Ressabiado com processos de natureza política, ele rejeitou proposta feita pelo deputado Rodrigo Maia (PFL-RJ) de que a Câmara fizesse uma revisão de sua punição.

Para justificar sua posição diz que seria muito complicado sentar-se novamente no banco dos réus ou submeter os seus acusadores a essa condição. E destaca o quanto seria inconveniente abrir um processo de revisão. “A revisão seria só para mim? E os outros que foram punidos pela CPI? Vai se propor também uma revisão para o ex-presidente Fernando Collor?”, pergunta.
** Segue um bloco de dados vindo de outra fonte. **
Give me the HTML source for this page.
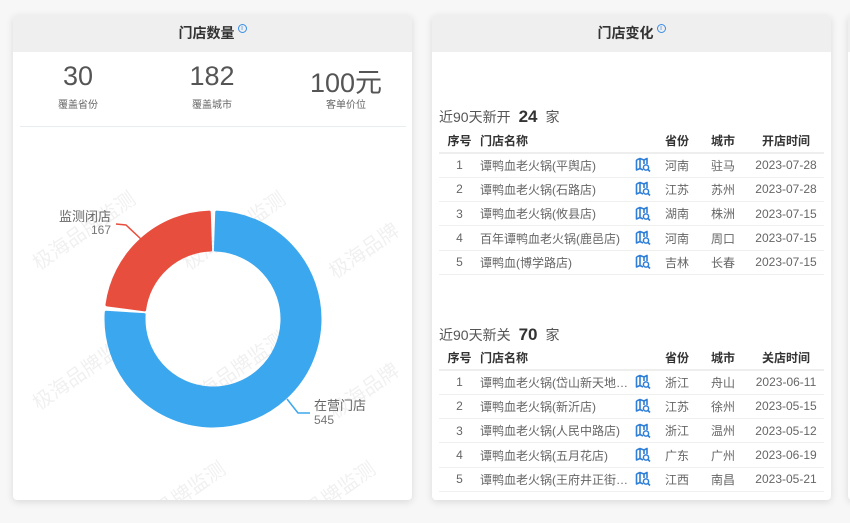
<!DOCTYPE html>
<html><head><meta charset="utf-8"><style>
*{margin:0;padding:0;box-sizing:border-box}
body{width:850px;height:523px;background:#f7f7f7;font-family:"Liberation Sans","Noto Sans CJK SC",sans-serif;position:relative;overflow:hidden;color:#555}
.card{position:absolute;top:15px;height:485px;background:#fff;border-radius:4px;box-shadow:0 2px 8px rgba(0,0,0,.12);overflow:hidden}
.hd{height:37px;background:#efefef;text-align:center;font-size:14px;font-weight:bold;color:#333;line-height:37px}
.hd sup{display:inline-block;width:9px;height:9px;border:1px solid #3a8ee6;border-radius:50%;font-size:7px;line-height:8px;color:#3a8ee6;vertical-align:top;margin-top:9px;margin-left:3px;font-weight:normal}
.stat{position:absolute;top:46px;width:130px;text-align:center}
.stat b{display:block;font-weight:normal;font-size:27px;color:#555;height:34px}
.stat span{font-size:10px;color:#666}
.wm{position:absolute;font-size:20px;color:rgba(0,0,0,.06);transform:rotate(-35deg);white-space:nowrap}
.t{position:absolute;left:7px;font-size:14px;color:#555}
.t b{font-size:17px;color:#333;margin:0 8px}
table{position:absolute;left:7px;width:385px;border-collapse:collapse;font-size:12px;color:#666}
th{font-weight:bold;color:#333;height:24px;text-align:center;border-bottom:2px solid #eee}
td{height:24.3px;text-align:center;border-bottom:1px solid #f0f0f0;white-space:nowrap}
td.n,th.n{text-align:left}
</style></head><body>
<div class="card" style="left:13px;width:399px">
 <div class="hd">门店数量<sup>i</sup></div>
 <div class="stat" style="left:0"><b>30</b><span>覆盖省份</span></div>
 <div class="stat" style="left:134px"><b>182</b><span>覆盖城市</span></div>
 <div class="stat" style="left:268px"><b>100元</b><span>客单价位</span></div>
 <div style="position:absolute;left:7px;top:111px;width:386px;height:1px;background:#e8eef0"></div>
 <div class="wm" style="left:10px;top:200px">极海品牌监测</div>
 <div class="wm" style="left:160px;top:200px">极海品牌监测</div>
 <div class="wm" style="left:310px;top:220px">极海品牌</div>
 <div class="wm" style="left:10px;top:340px">极海品牌监测</div>
 <div class="wm" style="left:160px;top:340px">极海品牌监测</div>
 <div class="wm" style="left:310px;top:360px">极海品牌</div>
 <div class="wm" style="left:100px;top:470px">极海品牌监测</div>
 <div class="wm" style="left:250px;top:470px">极海品牌监测</div>
 <svg style="position:absolute;left:-13px;top:-15px" width="425" height="500">
  <path d="M216.73,212.07 A107,107 0 1 1 106.21,312.28 L144.14,314.67 A69,69 0 1 0 215.41,250.04 Z" fill="#3ba7ee" stroke="#3ba7ee" stroke-width="3" stroke-linejoin="round"/>
  <path d="M106.94,304.85 A107,107 0 0 1 209.27,212.07 L210.59,250.04 A69,69 0 0 0 144.61,309.87 Z" fill="#e84e3d" stroke="#e84e3d" stroke-width="3" stroke-linejoin="round"/>
  <path d="M116,224 L126,225 L142,240" fill="none" stroke="#e84e3d" stroke-width="1.5"/>
  <path d="M287,399 L298,413 L310,413" fill="none" stroke="#3ba7ee" stroke-width="1.5"/>
  <text x="111" y="221" font-size="13" fill="#666" text-anchor="end" font-family="Liberation Sans,Noto Sans CJK SC,sans-serif">监测闭店</text>
  <text x="111" y="234" font-size="12" fill="#777" text-anchor="end" font-family="Liberation Sans,sans-serif">167</text>
  <text x="314" y="410" font-size="13" fill="#666" font-family="Liberation Sans,Noto Sans CJK SC,sans-serif">在营门店</text>
  <text x="314" y="424" font-size="12" fill="#777" font-family="Liberation Sans,sans-serif">545</text>
 </svg>
</div>
<div class="card" style="left:432px;width:399px">
 <div class="hd">门店变化<sup>i</sup></div>
 <div class="t" style="top:92px">近90天新开<b>24</b>家</div>
 <table style="top:114px">
  <tr><th style="width:41px">序号</th><th class="n" style="width:150px">门店名称</th><th style="width:26px"></th><th style="width:42px">省份</th><th style="width:50px">城市</th><th>开店时间</th></tr>
  <tr><td>1</td><td class="n">谭鸭血老火锅(平舆店)</td><td>I</td><td>河南</td><td>驻马</td><td>2023-07-28</td></tr>
  <tr><td>2</td><td class="n">谭鸭血老火锅(石路店)</td><td>I</td><td>江苏</td><td>苏州</td><td>2023-07-28</td></tr>
  <tr><td>3</td><td class="n">谭鸭血老火锅(攸县店)</td><td>I</td><td>湖南</td><td>株洲</td><td>2023-07-15</td></tr>
  <tr><td>4</td><td class="n">百年谭鸭血老火锅(鹿邑店)</td><td>I</td><td>河南</td><td>周口</td><td>2023-07-15</td></tr>
  <tr><td>5</td><td class="n">谭鸭血(博学路店)</td><td>I</td><td>吉林</td><td>长春</td><td>2023-07-15</td></tr>
 </table>
 <div class="t" style="top:310px">近90天新关<b>70</b>家</div>
 <table style="top:331px">
  <tr><th style="width:41px">序号</th><th class="n" style="width:150px">门店名称</th><th style="width:26px"></th><th style="width:42px">省份</th><th style="width:50px">城市</th><th>关店时间</th></tr>
  <tr><td>1</td><td class="n">谭鸭血老火锅(岱山新天地…</td><td>I</td><td>浙江</td><td>舟山</td><td>2023-06-11</td></tr>
  <tr><td>2</td><td class="n">谭鸭血老火锅(新沂店)</td><td>I</td><td>江苏</td><td>徐州</td><td>2023-05-15</td></tr>
  <tr><td>3</td><td class="n">谭鸭血老火锅(人民中路店)</td><td>I</td><td>浙江</td><td>温州</td><td>2023-05-12</td></tr>
  <tr><td>4</td><td class="n">谭鸭血老火锅(五月花店)</td><td>I</td><td>广东</td><td>广州</td><td>2023-06-19</td></tr>
  <tr><td>5</td><td class="n">谭鸭血老火锅(王府井正街…</td><td>I</td><td>江西</td><td>南昌</td><td>2023-05-21</td></tr>
 </table>
</div>
<div class="card" style="left:848px;width:20px"><div class="hd"></div></div>
<script>
document.querySelectorAll('td').forEach(function(td){if(td.textContent==='I'){td.innerHTML='<svg width="16" height="16" viewBox="0 0 16 16" style="vertical-align:middle"><path d="M1.5 3 L5 1.5 L9 3 L12 1.5 V7 M1.5 3 V13 L5 11.5 L8 13 M5 1.5 V11.5 M9 3 V7" fill="none" stroke="#2f7fd6" stroke-width="1.6" stroke-linejoin="round"/><circle cx="11" cy="10.5" r="2.6" fill="none" stroke="#2f7fd6" stroke-width="1.5"/><path d="M13 12.5 L15 14.5" stroke="#2f7fd6" stroke-width="1.6"/></svg>';}});
</script>
</body></html>
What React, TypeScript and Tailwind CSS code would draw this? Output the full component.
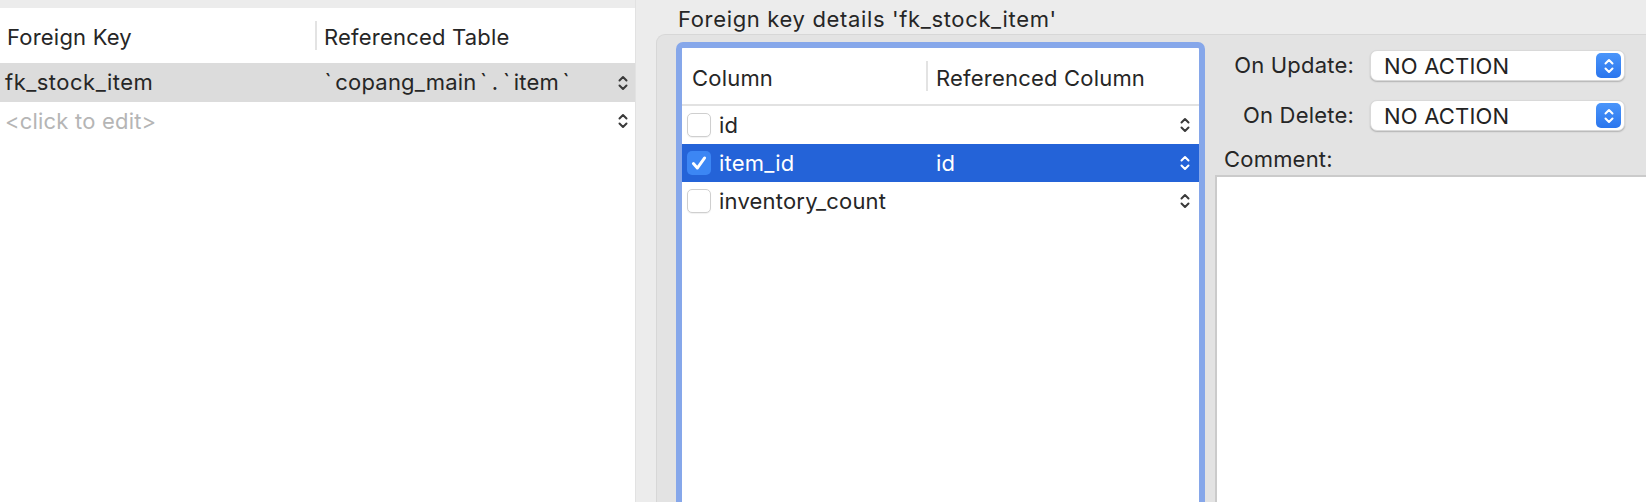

O hoje presidente do Supremo Tribunal Federal, Nelson Jobim, que na época defendeu Ibsen na Comissão de Constituição e Justiça da Câmara(CCJ), continua convencido de que as provas contra ele eram frágeis se consideradas fora do contexto político que as envolviam. “Se eu tivesse que defender Ibsen Pinheiro de novo, eu o defenderia. As acusações contra ele eram infundadas e isso ficou demonstrado nos processos administrativos (Supremo Tribunal Federal) e fiscais (Receita Federal)”, diz.

Passarinho minimiza erros da imprensa

O ex-presidente da CPI do Orçamento, Jarbas Passarinho, discorda da versão de que eventuais erros cometidos pela imprensa levaram à cassação do deputado Ibsen Pinheiro. Ele reconhece a existência de componentes políticos no processo de investigação e julgamento, mas faz questão de lembrar que havia fatos para justificar as punições: “O Ibsen foi cassado pelos fatos apurados e pelas circunstâncias políticas. O rastreamento da Subcomissão dos Bancos da CPI concluiu que US$ 847 mil de sua movimentação bancária eram incompatíveis com sua renda”.

Sem mandato, trabalhando na assessoria da Confederação Nacional da Indústria (CNI), Passarinho concorda que Ibsen pode ter obtido os recursos sem ter participado das irregularidades na Comissão de Orçamento. Mas lembra outros fatos irregulares, como, por exemplo, não ter iniciado uma investigação em 1991, dois anos antes da CPI, quando surgiram as primeiras denúncias.

Passarinho cita o fato de Ibsen ter transferido dinheiro para o Uruguai às vésperas do confisco decretado pelo governo Collor. Na sua visão, erros cometidos pela imprensa não foram tão importantes no processo. “O Lula (Luiz Costa Pinto) está assumindo um papel no drama que não existiu”, afirma Jarbas Passarinho.